Go through the records line by line and work out how many lines hold the word "Output". Answer with the number only.

Start Material for the task

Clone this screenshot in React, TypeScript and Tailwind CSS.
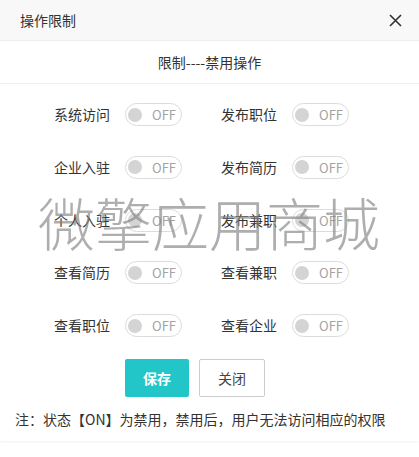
import React, { useState } from 'react';

const items = [
  ['系统访问', '发布职位'],
  ['企业入驻', '发布简历'],
  ['个人入驻', '发布兼职'],
  ['查看简历', '查看兼职'],
  ['查看职位', '查看企业'],
];

const Toggle = ({ on, onClick }: any) => (
  <button
    onClick={onClick}
    className="relative flex items-center w-[57px] h-[23px] rounded-full border border-[#dcdcdc] bg-white"
  >
    <span className="absolute left-[2px] top-1/2 -translate-y-1/2 w-[14px] h-[14px] rounded-full bg-[#d4d4d4]" />
    <span className="ml-[26px] text-[13px] leading-none text-[#a3a3a3]">{on ? 'ON' : 'OFF'}</span>
  </button>
);

export default function App() {
  const [state, setState] = useState<Record<string, boolean>>({});

  return (
    <div className="relative w-[419px] h-[457px] bg-white text-[#333] font-['Noto_Sans_CJK_SC',sans-serif]">
      <div className="w-full h-[441px] bg-white shadow-[0_1px_2px_rgba(0,0,0,0.06)] flex flex-col">
        {/* 头部 */}
        <div className="h-[41px] flex items-center justify-between pl-[20px] pr-[16px] bg-[#f8f8f8] border-b border-[#eeeeee]">
          <span className="text-[14px]">操作限制</span>
          <svg width="13" height="13" viewBox="0 0 13 13" className="mr-[1px]">
            <path d="M1 1L12 12M12 1L1 12" stroke="#2f3033" strokeWidth="1.6" />
          </svg>
        </div>

        <div className="h-[43px] flex items-center justify-center border-b border-[#eeeeee] text-[14px]">
          限制----禁用操作
        </div>

        {/* 开关列表 */}
        <div className="flex flex-col gap-[29.75px] pt-[19px] pl-[54px]">
          {items.map((row, i) => (
            <div key={i} className="flex h-[23px] items-center">
              {row.map((label) => (
                <div key={label} className="flex items-center w-[167px]">
                  <span className="text-[14px] w-[71px]">{label}</span>
                  <Toggle on={!!state[label]} onClick={() => setState({ ...state, [label]: !state[label] })} />
                </div>
              ))}
            </div>
          ))}
        </div>

        <div className="flex gap-[10px] pl-[125px] mt-[22px]">
          <button className="w-[64px] h-[38px] rounded-[2px] bg-[#23c6c8] text-white text-[14px] font-bold">保存</button>
          <button className="w-[66px] h-[38px] rounded-[2px] border border-[#cccccc] bg-white text-[14px] text-[#444]">关闭</button>
        </div>

        <div className="pl-[15px] mt-[12px] text-[14px]">注：状态【ON】为禁用，禁用后，用户无法访问相应的权限</div>
      </div>

      {/* 水印 */}
      <div className="absolute left-[38px] top-[193px] text-[57px] leading-none font-light text-[rgba(130,130,130,0.65)] pointer-events-none whitespace-nowrap">
        微擎应用商城
      </div>
    </div>
  );
}
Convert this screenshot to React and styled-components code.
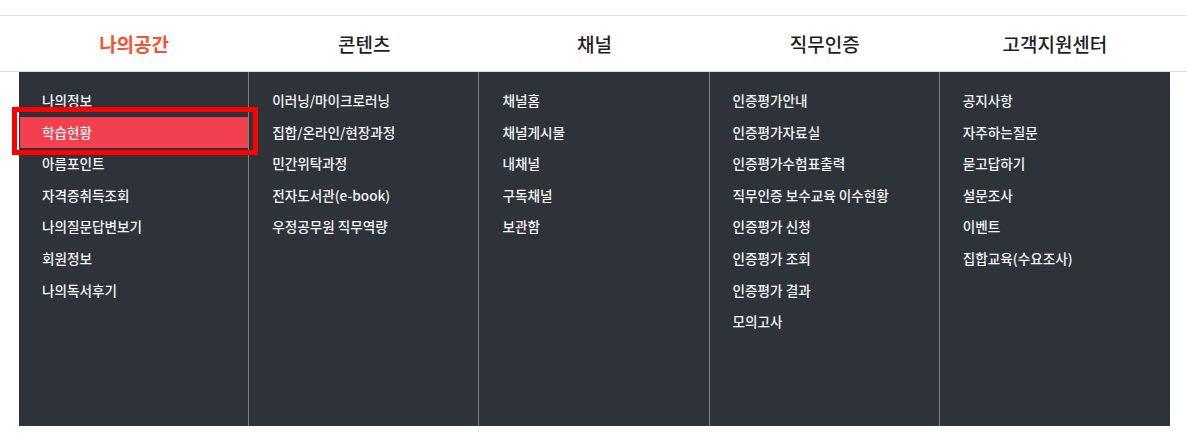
import styled, { createGlobalStyle } from 'styled-components';

const GlobalStyle = createGlobalStyle`
  * {
    box-sizing: border-box;
  }
  body {
    margin: 0;
    background: #fff;
    font-family: 'Noto Sans CJK KR', 'Noto Sans', sans-serif;
  }
  ul {
    list-style: none;
    margin: 0;
    padding: 0;
  }
`;

const MENUS = [
  {
    title: '나의공간',
    items: ['나의정보', '학습현황', '아름포인트', '자격증취득조회', '나의질문답변보기', '회원정보', '나의독서후기'],
  },
  {
    title: '콘텐츠',
    items: ['이러닝/마이크로러닝', '집합/온라인/현장과정', '민간위탁과정', '전자도서관(e-book)', '우정공무원 직무역량'],
  },
  {
    title: '채널',
    items: ['채널홈', '채널게시물', '내채널', '구독채널', '보관함'],
  },
  {
    title: '직무인증',
    items: [
      '인증평가안내',
      '인증평가자료실',
      '인증평가수험표출력',
      '직무인증 보수교육 이수현황',
      '인증평가 신청',
      '인증평가 조회',
      '인증평가 결과',
      '모의고사',
    ],
  },
  {
    title: '고객지원센터',
    items: ['공지사항', '자주하는질문', '묻고답하기', '설문조사', '이벤트', '집합교육(수요조사)'],
  },
];

const Page = styled.div`
  padding-top: 15px;
`;

const Header = styled.nav`
  border-top: 1px solid #e2e2e2;
  border-bottom: 1px solid #dcdcdc;
`;

const Inner = styled.div`
  width: 1151px;
  margin-left: 19px;
  display: grid;
  grid-template-columns: repeat(5, 1fr);
`;

const TopLink = styled.a`
  display: flex;
  align-items: center;
  justify-content: center;
  height: 55px;
  font-size: 19px;
  font-weight: ${({ $active }) => ($active ? 700 : 500)};
  color: ${({ $active }) => ($active ? '#f4512f' : '#1e1e1e')};
  text-decoration: none;
`;

const Panel = styled(Inner)`
  background: #2e333a;
  height: 354px;
`;

const Column = styled.ul`
  padding-top: 13px;
  border-right: ${({ $last }) => ($last ? 'none' : '1px solid #7b7e83')};
`;

const Item = styled.li`
  position: relative;
  margin-left: ${({ $on }) => ($on ? '1px' : '0')};
  padding: 8px 0 8px ${({ $on }) => ($on ? '22px' : '23px')};
  font-size: 13.6px;
  line-height: 15.6px;
  font-weight: 500;
  color: #f4f4f4;
  background: ${({ $on }) => ($on ? '#f2404e' : 'transparent')};
  white-space: nowrap;

  ${({ $on }) =>
    $on &&
    `
    &::after {
      content: '';
      position: absolute;
      top: -10px;
      left: -8px;
      right: -10px;
      bottom: -7px;
      border: 5px solid #ff0000;
    }
  `}
`;

export default function App() {
  return (
    <Page>
      <GlobalStyle />
      <Header>
        <Inner>
          {MENUS.map((m, i) => (
            <TopLink key={m.title} href="#" $active={i === 0}>
              {m.title}
            </TopLink>
          ))}
        </Inner>
      </Header>
      <Panel>
        {MENUS.map((m, i) => (
          <Column key={m.title} $last={i === MENUS.length - 1}>
            {m.items.map((item) => (
              <Item key={item} $on={item === '학습현황'}>
                {item}
              </Item>
            ))}
          </Column>
        ))}
      </Panel>
    </Page>
  );
}
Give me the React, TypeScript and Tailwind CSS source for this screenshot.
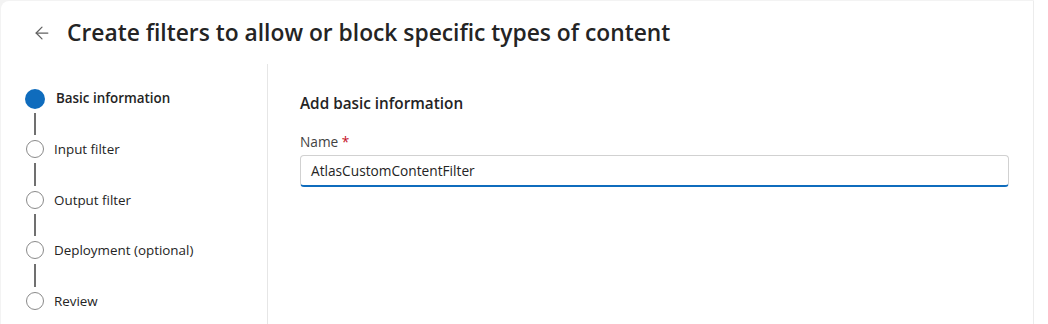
import { ArrowLeft } from "lucide-react";

const steps = [
  { label: "Basic information", active: true },
  { label: "Input filter" },
  { label: "Output filter" },
  { label: "Deployment (optional)" },
  { label: "Review" },
];

export default function App() {
  return (
    <div
      className="h-[324px] w-[1048px] overflow-hidden bg-white flex"
      style={{ fontFamily: '"Segoe UI", "Open Sans", "Noto Sans", sans-serif' }}
    >
      <div className="flex-1 bg-[#f3f3f3] pt-px pl-px">
        <div className="h-full bg-white rounded-tl-lg border-r border-[#ececec] flex flex-col">
          {/* header */}
          <div className="h-[63px] flex items-center pl-[31px] pt-px">
            <ArrowLeft className="h-5 w-5 text-[#616161]" strokeWidth={1.5} />
            <h1 className="ml-[15px] text-[22.8px] font-semibold text-[#242424]">
              Create filters to allow or block specific types of content
            </h1>
          </div>

          <div className="flex flex-1">
            {/* stepper */}
            <div className="w-[267px] border-r border-[#e6e6e6] pl-[24px] pt-[24.5px]">
              {steps.map((s, i) => (
                <div key={s.label}>
                  <div className="flex items-center h-[20px]">
                    {s.active ? (
                      <span className="h-[20px] w-[20px] rounded-full bg-[#0f6cbd] shrink-0" />
                    ) : (
                      <span className="ml-px h-[18px] w-[18px] rounded-full border-[1.5px] border-[#8a8a8a] shrink-0" />
                    )}
                    <span
                      className={
                        "text-[13.4px] text-[#242424] " +
                        (s.active ? "ml-[11px] font-semibold" : "ml-[10px]")
                      }
                    >
                      {s.label}
                    </span>
                  </div>
                  {i < steps.length - 1 && (
                    <div className="h-[30.6px] ml-[9px] py-[4px]">
                      <div className="h-full w-[2px] bg-[#707070]" />
                    </div>
                  )}
                </div>
              ))}
            </div>

            {/* form */}
            <div className="flex-1 pl-[32px] pr-[24px] pt-[28px]">
              <h2 className="text-[15.3px] font-semibold text-[#242424]">Add basic information</h2>
              <label className="block mt-[17px] text-[13.7px] text-[#424242]">
                Name <span className="text-[#c50f1f]">*</span>
              </label>
              <div className="mt-[3px] h-[32px] rounded-[4px] border border-[#d1d1d1] border-b-2 border-b-[#0f6cbd] flex items-center px-[10px]">
                <span className="text-[13.7px] text-[#242424]">AtlasCustomContentFilter</span>
              </div>
            </div>
          </div>
        </div>
      </div>
      <div className="w-[14px]" />
    </div>
  );
}
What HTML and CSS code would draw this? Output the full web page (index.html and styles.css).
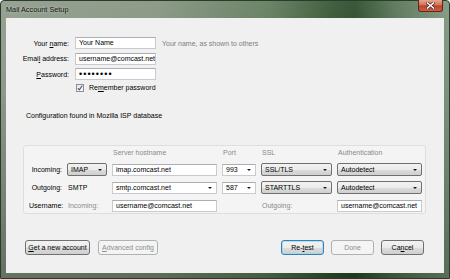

End Material for the task

_The result_.
2